Vom Videoverleiher zum Wirt
Der Laden lief. Rappat entdeckte seine Leidenschaft als Gastgeber. Er schenkte seinen Kunden Kaffee und Bier aus und organisierte Autogrammstunden mit gefragten Pornodarstellerinnen wie Kelly Trump und Gina Wild . Doch die erfolgreiche Videothek-Zeit ging vorüber. "Das Internet hat das Geschäft kaputt gemacht", klagt er. Vor neun Jahren verkaufte er die Videothek und übernahm die Kneipe.
Rappat: "Anfangs ist die richtig gut gelaufen". Doch das Geschäft im Sitzplatz lies allmählich nach, bis ihn die Corona-Krise in die Knie zwang. "Der Umgang mit den Gästen war mir immer das wichtigste. Die Freundlichkeit und die lieben Worte", erzählt er wehmütig. Viele seiner Gäste sind für ihn zu Freunden geworden, in der Zeit, in der sie in der Stadt waren. An Wochenenden unternahm er mit ihnen in seiner Freizeit Ausflüge in die Region, von der Rhön bis nach Würzburg. "Ich habe ihnen meine Heimat gezeigt. Mir hat das Spaß gemacht und die Gäste haben sich gefreut , sind weiter zu mir gekommen und haben mich weiterempfohlen.
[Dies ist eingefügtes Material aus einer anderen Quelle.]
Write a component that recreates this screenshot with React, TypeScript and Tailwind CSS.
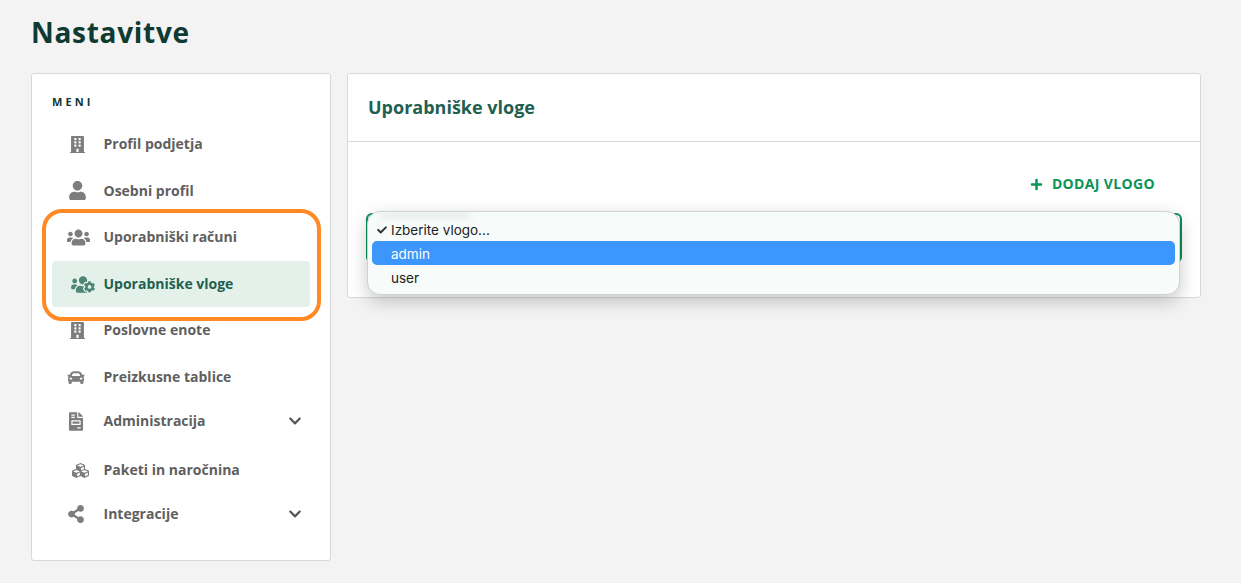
import type { IconType } from 'react-icons'
import {
	FaBuilding,
	FaCar,
	FaCheck,
	FaChevronDown,
	FaCubes,
	FaFileInvoice,
	FaPlus,
	FaShareAlt,
	FaUser,
	FaUsers,
	FaUsersCog
} from 'react-icons/fa'

type MenuItem = {
	title: string
	icon: IconType
	iconClass: string
	rowClass: string
	active?: boolean
	chevron?: boolean
}

const menu: MenuItem[] = [
	{ title: 'Profil podjetja', icon: FaBuilding, iconClass: 'w-[15px] h-[19px] ml-[18px]', rowClass: 'h-[46px]' },
	{ title: 'Osebni profil', icon: FaUser, iconClass: 'w-[17px] h-[19px] ml-[17px]', rowClass: 'h-[47px]' },
	{ title: 'Uporabniški računi', icon: FaUsers, iconClass: 'w-[23px] h-[19px] ml-[15px]', rowClass: 'h-[46px] mb-px' },
	{ title: 'Uporabniške vloge', icon: FaUsersCog, iconClass: 'w-[24px] h-[19px] ml-[19px]', rowClass: 'h-[46px]', active: true },
	{ title: 'Poslovne enote', icon: FaBuilding, iconClass: 'w-[15px] h-[19px] ml-[18px]', rowClass: 'h-[46px] mb-px' },
	{ title: 'Preizkusne tablice', icon: FaCar, iconClass: 'w-[18px] h-[17px] ml-[15px]', rowClass: 'h-[46px]' },
	{ title: 'Administracija', icon: FaFileInvoice, iconClass: 'w-[14px] h-[19px] ml-[17px]', rowClass: 'h-[42px] mb-px', chevron: true },
	{ title: 'Paketi in naročnina', icon: FaCubes, iconClass: 'w-[19px] h-[17px] ml-[19px]', rowClass: 'h-[54px]' },
	{ title: 'Integracije', icon: FaShareAlt, iconClass: 'w-[16px] h-[18px] ml-[16px]', rowClass: 'h-[34px]', chevron: true }
]

function Sidebar() {
	return (
		<aside className="relative h-[488px] w-[300px] shrink-0 rounded-[3px] border border-[#d8d8d8] bg-white pl-5 pr-5">
			<div className="pt-[20px] text-[11px] leading-[15px] font-bold tracking-[3.1px] text-[#0f3a32]">MENI</div>
			<nav className="mt-[12px] flex flex-col">
				{menu.map((item) => (
					<div
						key={item.title}
						className={`flex items-center rounded-[4px] ${item.rowClass} ${item.active ? 'bg-[#e3f1ea] text-[#1f5f50]' : 'text-[#5f5f5f]'}`}
					>
						<div className="flex w-[51.5px] shrink-0 items-center">
							<item.icon className={`${item.iconClass} ${item.active ? 'text-[#4f8576]' : 'text-[#7d7d7d]'}`} />
						</div>
						<span className="mb-px flex-1 text-[14px] font-bold">{item.title}</span>
						{item.chevron && <FaChevronDown className="mr-[7px] h-[14px] w-[16px] text-[#555555]" />}
					</div>
				))}
			</nav>
			{/* oznaka na posnetku */}
			<div className="absolute top-[135px] left-[10px] h-[112px] w-[279px] rounded-[20px] border-[4px] border-[#ff8a25]" />
		</aside>
	)
}

function RolePanel() {
	return (
		<section className="relative h-[225px] w-[854px] rounded-[3px] border border-[#d8d8d8] bg-white">
			<header className="flex h-[68px] items-center border-b border-[#d8d8d8] px-5">
				<h2 className="text-[18px] font-bold text-[#1f5f50]">Uporabniške vloge</h2>
			</header>
			<div className="px-[18px]">
				<div className="flex justify-end pt-[32px] pr-[27px]">
					<button className="flex items-center gap-[9px] text-[14px] leading-[20px] font-bold tracking-[0.35px] text-[#0a9358]">
						<FaPlus className="h-[13px] w-[13px]" />
						DODAJ VLOGO
					</button>
				</div>
				<div className="mt-[19px] h-[50px] rounded-[6px] border-2 border-[#0a8f57] bg-white" />
			</div>
			{/* odprt sistemski meni */}
			<div className="absolute top-[137px] left-[19px] h-[84px] w-[813px] overflow-hidden rounded-[13px] border border-[#cfd2d1] bg-[#f7fbfa] px-[4px] pt-[5px] font-['Inter',sans-serif] text-[13.5px] text-[#222222] shadow-[0_6px_18px_rgba(0,0,0,0.22)]">
				<div className="absolute top-[1px] left-[12px] h-[5px] w-[90px] bg-[#e6e9e8] blur-[3px]" />
				<div className="relative flex h-[24px] items-center pt-[2px] pl-[5px]">
					<FaCheck className="h-[10px] w-[10px] text-[#333333]" />
					<span className="ml-[4px]">Izberite vlogo...</span>
				</div>
				<div className="relative flex h-[24px] items-center rounded-[5px] bg-[#3d96fb] pt-[2px] pl-[19px] text-white">admin</div>
				<div className="relative flex h-[24px] items-center pt-[2px] pl-[19px]">user</div>
			</div>
		</section>
	)
}

export default function App() {
	return (
		<div className="h-[583px] w-[1241px] overflow-hidden bg-[#f3f3f3] pl-[31px] font-['Open_Sans',sans-serif]">
			<h1 className="pt-[13px] text-[28px] leading-[38px] font-bold tracking-[0.7px] text-[#0f3a32]">Nastavitve</h1>
			<div className="mt-[22px] flex gap-4">
				<Sidebar />
				<RolePanel />
			</div>
		</div>
	)
}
Das hat mir Auftrieb gegeben und mich bestärkt", sagt der Gastwirt .
Kein realer Abschied möglich
Die Kneipe ist voller Erinnerungen an seine Gäste: Bilder, die sie für ihn gemalt haben, Selbstgebasteltes, Fotos, Collagen. Auch wenn er die Andenken jetzt in Kisten packen muss - "Wegschmeißen kann ich nichts. Ich kann doch nicht mein Herz zerreißen." Dass er wegen des Lockdowns seine Gäste nicht real in der Kneipe verabschieden kann, schmerzt. Immerhin erhält er in sozialen Netzwerken viel Zuspruch. "Das bestätigt mich." Und das spendet Trost in einer für Rainer Rappat sehr schweren Zeit.